Fragment
Voorwoord
‘Als je maar goed genoeg zoekt, is er werk genoeg.’ ‘Je moet wíllen werken.’ Alsof tijdens een financiële crisis de banen voor het oprapen liggen.
Misschien ligt het werk je niet of heb je klachten, waardoor je bepaalde banen niet aankunt.
‘Ach, ik heb ook rugklachten,’ hoor je ze zeggen. Moeilijk te verteren dat zij moeten werken.
De titel van dit boek is ontleend aan het zinnetje – toen ik nog werkte – dat ik zei tegen een klant als die geholpen wilde worden. Een bedrijfsleider was daar niet zo blij mee en vroeg me of ik voortaan wilde vragen: ‘Kan ik u ergens mee helpen misschien?’
Dit leerde ik wel af na die week. Ik kreeg niets dan gezeur van de mensen. Voortaan sprak ik mensen weer aan met: ‘Zeg het maar!’

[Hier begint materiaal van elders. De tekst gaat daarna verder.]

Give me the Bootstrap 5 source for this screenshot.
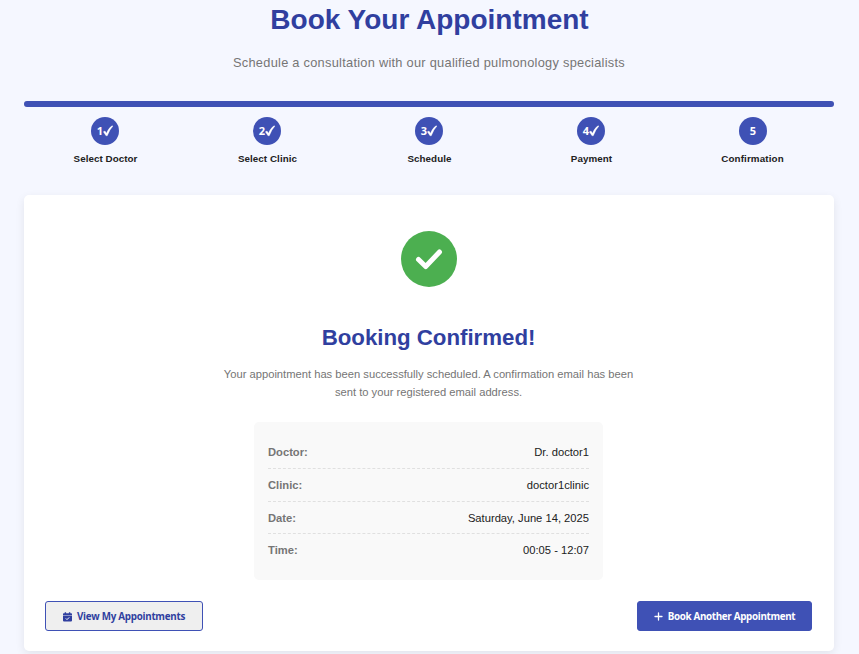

Van de andere kant: Heb je een baan, dan word je nageroepen met spreuken zoals ’hé schatje’, ‘maestro’, ‘matje’, ‘Sjefke’… en dan maar netjes blijven naar de klanten toe: ‘Als u een ogenblik geduld hebt, help ik u zo.’
We geven vaak het personeel de schuld, maar klanten kunnen er ook wat van.
Of dat je vestigingsmanager je niet mag en je zo snel mogelijk het bedrijf uit wil hebben. Je wordt ontslagen onder valse voorwendselen.
Allemaal situaties die voorkomen bij bedrijven, winkels en organisaties waar gewerkt wordt. Je wilt graag werken, maar je wordt door je uitkeringsinstantie tegengewerkt met sollicitaties, werkgevers, collegae, filiaalmanagers en bedrijfsartsen.
Vandaar dat ik besloot een boek te schrijven over de belevenissen van werknemers en werkgevers, maar ook over hoe moeilijk het is om een baan te krijgen. Deze heb ik gebundeld. Daar gaat dit boek over.